RRO offers three core game modes, Time Trial, Championship and Race. They probably speak for themselves but let’s break it down a little bit. Time Trial is a traditional rally, race through tracks and hit the checkpoints in the best time possible. There are three target times to strive for that will award you with either a bronze, silver or gold medal. Championship set’s you in a series of events where you must compete to be top of the scoreboard and race is a good old fashioned multicar sprint featuring five AI opponents on the track. There are no multiplayer events which some may see as a bit of a letdown but personally, I prefer having a game that is catered towards the gamers with no friends.

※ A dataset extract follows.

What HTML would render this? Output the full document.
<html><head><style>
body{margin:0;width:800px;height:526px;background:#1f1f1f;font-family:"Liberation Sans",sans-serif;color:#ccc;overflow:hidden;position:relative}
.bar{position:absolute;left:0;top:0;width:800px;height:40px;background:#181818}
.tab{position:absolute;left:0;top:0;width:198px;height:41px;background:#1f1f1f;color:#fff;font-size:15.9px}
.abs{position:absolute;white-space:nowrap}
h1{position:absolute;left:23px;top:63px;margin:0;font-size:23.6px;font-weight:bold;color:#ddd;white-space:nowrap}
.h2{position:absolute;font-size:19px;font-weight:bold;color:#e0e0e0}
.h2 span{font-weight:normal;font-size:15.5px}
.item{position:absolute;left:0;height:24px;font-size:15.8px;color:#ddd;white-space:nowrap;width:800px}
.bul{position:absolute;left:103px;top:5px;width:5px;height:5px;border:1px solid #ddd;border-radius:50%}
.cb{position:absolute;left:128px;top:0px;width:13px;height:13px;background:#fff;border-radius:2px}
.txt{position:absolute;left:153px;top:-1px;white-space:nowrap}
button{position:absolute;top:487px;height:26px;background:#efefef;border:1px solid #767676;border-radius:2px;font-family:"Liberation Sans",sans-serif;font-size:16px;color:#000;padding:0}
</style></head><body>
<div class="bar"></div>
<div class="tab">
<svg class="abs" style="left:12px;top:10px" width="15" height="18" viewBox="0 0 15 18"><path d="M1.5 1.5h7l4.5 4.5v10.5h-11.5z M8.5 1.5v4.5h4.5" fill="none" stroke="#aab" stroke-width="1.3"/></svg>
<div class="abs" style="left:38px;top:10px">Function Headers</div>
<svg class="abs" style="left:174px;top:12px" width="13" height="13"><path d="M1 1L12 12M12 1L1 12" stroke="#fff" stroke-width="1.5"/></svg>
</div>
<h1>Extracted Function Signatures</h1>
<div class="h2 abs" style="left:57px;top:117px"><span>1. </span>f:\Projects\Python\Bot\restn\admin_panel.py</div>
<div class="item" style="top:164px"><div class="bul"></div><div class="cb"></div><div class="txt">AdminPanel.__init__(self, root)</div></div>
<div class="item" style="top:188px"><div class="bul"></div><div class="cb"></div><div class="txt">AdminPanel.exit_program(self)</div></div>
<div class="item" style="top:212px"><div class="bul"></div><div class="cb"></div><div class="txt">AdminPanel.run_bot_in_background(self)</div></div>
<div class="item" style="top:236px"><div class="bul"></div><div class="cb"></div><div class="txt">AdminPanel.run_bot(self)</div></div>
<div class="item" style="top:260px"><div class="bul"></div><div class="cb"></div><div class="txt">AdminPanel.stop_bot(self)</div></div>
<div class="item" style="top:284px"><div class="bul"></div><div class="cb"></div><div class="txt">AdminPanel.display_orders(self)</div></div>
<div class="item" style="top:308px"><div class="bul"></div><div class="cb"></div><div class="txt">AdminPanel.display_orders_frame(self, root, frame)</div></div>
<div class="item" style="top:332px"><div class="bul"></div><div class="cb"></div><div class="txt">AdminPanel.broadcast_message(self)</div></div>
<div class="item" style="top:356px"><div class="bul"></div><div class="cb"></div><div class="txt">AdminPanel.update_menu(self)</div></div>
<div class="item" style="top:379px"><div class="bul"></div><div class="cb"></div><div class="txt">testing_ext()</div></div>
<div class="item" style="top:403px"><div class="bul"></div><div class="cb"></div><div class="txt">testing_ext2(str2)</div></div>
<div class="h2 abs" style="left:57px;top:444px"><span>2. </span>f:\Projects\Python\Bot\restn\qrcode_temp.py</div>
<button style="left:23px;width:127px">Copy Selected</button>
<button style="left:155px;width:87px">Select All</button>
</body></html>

Around the world in 36 stages
Within each game mode is a wide range of tracks set across several countries such as the United Kingdom, New Zealand, Kenya and beyond, each location is well designed and adds a welcomed dose of variation to terrain types from loose gravel to thick snow. A good selection of cars are on hand and the more you race with them the more upgrade points you’ll earn to adjust performance factors as well as the option for cosmetic changes. The scenery is superb and although the cars are not licensed, they look the part, anyone who has half a clue about cars will be able to gauge what models they are based on. RRO is a tidy little package that feels like it should be all hidden behind paywalls and timed cooldowns but blissfully it’s free of microtransactions allowing us to just get on with the action.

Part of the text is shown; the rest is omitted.